Answer: Yeah. That was it. I had done a few things; I'd done "Hannibal," "Blow," and "Heartbreakers" and I knew the director, Nick Cassavetes, and he called me up and asked me if I wanted to do it, and I read it and, you know, I think at one point he wanted me for James Woods' character, the doctor, which would've been interesting. And then he said, "What about the police chief?" I said, "Well, no." He said, "Well, Robert Duvall is, you know, the negotiator. And I said, "Well, forget it; I'm in." So just to hang out with Robert Duvall, to be his boss and to be yelling at him was a great, great, fun thing to do.
Question: What else have you got coming out; you've been just incredibly busy --
Answer: An episode of "Just Shoot Me."
Question: Who do you play on that?
Answer: I play myself. I did a Christmas episode and then they asked me to come back. I was on the Jay Leno Show and Laura San Giacomo won't go out with me, so I'm on the Leno show and I start singing to her, and it's just crazy, good fun. I did a movie called "Point of Origin" for HBO that's coming out this summer; it's a true story about an arson investigator, investigating these arson fires and it turns out that it's a fireman who's lighting the fires; this really happened in Glendale, and then I've got Narc.
Question: Do you ever stop working?
Answer: Yeah, there have been periods, trust me. It's just, I don't know, a range of horrors, the timing of things; my first three movies were done by like, March or April, so for the past eight months there was really nothing that came out. "Point of Origin" was supposed to come out last year but then September 11 hit.
Question: Has Lion's Gate indicated when they're going to release Narc?
Answer: No, they're meeting after this today. I don't know; there's still a bunch of studios that are vying to take it away from them.
Answer: Yeah. A lot of people are really interested in it.
Question: It's a very commercial film -
Answer: Yeah, I think so, too. I think they realize that and they want to hold onto it; but I have a feeling it's gonna be September or October.
Question: How did you find Sundance?
Answer: I really liked it. I was very shocked and surprised; you know, you figure, like, all these edgy, independent films; they do these crazy, quirky, edgy movies and there you're walking down this pristine, gorgeous, you know, brisk air, place. It was just, very - I was shocked by it. I was! I was really surprised by it. I really was. It grew on me.

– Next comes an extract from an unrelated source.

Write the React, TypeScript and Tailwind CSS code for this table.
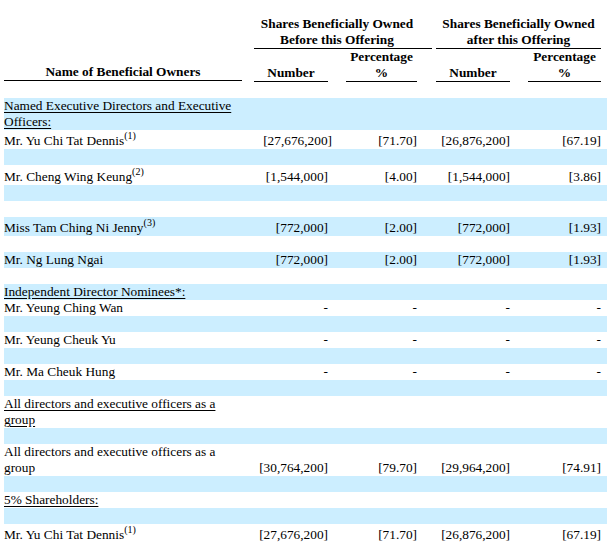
import React from "react";

type Row = {
  name?: React.ReactNode;
  vals?: string[];
  blue: boolean;
  h: string;
  ul?: boolean;
  shift?: boolean;
};

const dash = ["-", "-", "-", "-"];
const yu = ["[27,676,200]", "[71.70]", "[26,876,200]", "[67.19]"];
const jn = ["[772,000]", "[2.00]", "[772,000]", "[1.93]"];

function Sup({ n }: { n: number }) {
  return <span className="relative -top-[6px] text-[10px] leading-none">({n})</span>;
}

const rows: Row[] = [
  { name: "Named Executive Directors and Executive Officers:", ul: true, blue: true, h: "h-[32px]" },
  { name: <>Mr. Yu Chi Tat Dennis<Sup n={1} /></>, vals: yu, blue: false, h: "h-[19px]", shift: true },
  { blue: true, h: "h-[16px]" },
  { name: <>Mr. Cheng Wing Keung<Sup n={2} /></>, vals: ["[1,544,000]", "[4.00]", "[1,544,000]", "[3.86]"], blue: false, h: "h-[20px]" },
  { blue: true, h: "h-[16px]" },
  { blue: false, h: "h-[16px]" },
  { name: <>Miss Tam Ching Ni Jenny<Sup n={3} /></>, vals: jn, blue: true, h: "h-[19px]" },
  { blue: false, h: "h-[16px]" },
  { name: "Mr. Ng Lung Ngai", vals: jn, blue: true, h: "h-[16px]" },
  { blue: false, h: "h-[16px]" },
  { name: "Independent Director Nominees*:", ul: true, blue: true, h: "h-[16px]" },
  { name: "Mr. Yeung Ching Wan", vals: dash, blue: false, h: "h-[16px]" },
  { blue: true, h: "h-[16px]" },
  { name: "Mr. Yeung Cheuk Yu", vals: dash, blue: false, h: "h-[16px]" },
  { blue: true, h: "h-[16px]" },
  { name: "Mr. Ma Cheuk Hung", vals: dash, blue: false, h: "h-[16px]" },
  { blue: true, h: "h-[16px]" },
  { name: "All directors and executive officers as a group", ul: true, blue: false, h: "h-[32px]" },
  { blue: true, h: "h-[16px]" },
  { name: "All directors and executive officers as a group", vals: ["[30,764,200]", "[79.70]", "[29,964,200]", "[74.91]"], blue: false, h: "h-[32px]" },
  { blue: true, h: "h-[16px]" },
  { name: "5% Shareholders:", ul: true, blue: false, h: "h-[16px]" },
  { blue: true, h: "h-[16px]" },
  { name: <>Mr. Yu Chi Tat Dennis<Sup n={1} /></>, vals: yu, blue: false, h: "h-[19px]" },
];

export default function App() {
  return (
    <div
      className="w-[615px] h-[551px] overflow-hidden bg-white text-black text-[13.33px] leading-[16px] pl-[4px] pt-[16px]"
      style={{ fontFamily: '"Liberation Serif", "Times New Roman", serif' }}
    >
      {/* header */}
      <div className="flex w-[603px] font-bold">
        <div className="w-[238px] flex items-end justify-center border-b border-black h-[65px]">
          Name of Beneficial Owners
        </div>
        <div className="w-[12px]" />
        <div className="flex flex-col">
          <div className="flex">
            <div className="w-[178px] border-b border-black text-center pr-[12px]">
              Shares Beneficially Owned
              <br />
              Before this Offering
            </div>
            <div className="w-[4px]" />
            <div className="w-[165px] border-b border-black text-center">
              Shares Beneficially Owned
              <br />
              after this Offering
            </div>
          </div>
          <div className="flex items-end">
            <div className="w-[74px] border-b border-black text-center">Number</div>
            <div className="w-[18px]" />
            <div className="w-[71px] border-b border-black text-center">
              Percentage
              <br />%
            </div>
            <div className="w-[19px]" />
            <div className="w-[74px] border-b border-black text-center">Number</div>
            <div className="w-[18px]" />
            <div className="w-[73px] border-b border-black text-center">
              Percentage
              <br />%
            </div>
          </div>
        </div>
      </div>
      <div className="h-[16px]" />

      {/* body */}
      {rows.map((r, i) => (
        <div key={i} className={`flex items-end w-[603px] ${r.h} ${r.blue ? "bg-[#cceeff]" : ""}`}>
          <div className={`w-[238px] ${r.ul ? "underline underline-offset-2" : ""}`}>{r.name}</div>
          {r.vals && (
            <>
              <div className="w-[12px]" />
              <div className={`w-[74px] text-right whitespace-nowrap ${r.shift ? "relative left-[4px]" : ""}`}>{r.vals[0]}</div>
              <div className="w-[18px]" />
              <div className="w-[71px] text-right">{r.vals[1]}</div>
              <div className="w-[19px]" />
              <div className="w-[74px] text-right whitespace-nowrap">{r.vals[2]}</div>
              <div className="w-[18px]" />
              <div className="w-[73px] text-right">{r.vals[3]}</div>
            </>
          )}
        </div>
      ))}
    </div>
  );
}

Question: Did you actually get to see any films?
Answer: No, I didn't.
Question: But you skied?
Answer: Someone stole my skis. Would you believe it?
Question: Where did that happen?
Answer: Deer Valley; I'm skiing away, skiing away, skiing away, go to get something to eat, put the skis in the rack, and come back and the skis are gone.
Question: You're kidding me!
Question: They were your own skis?
Answer: No, they were rented.
Question: Never a dull moment on your watch!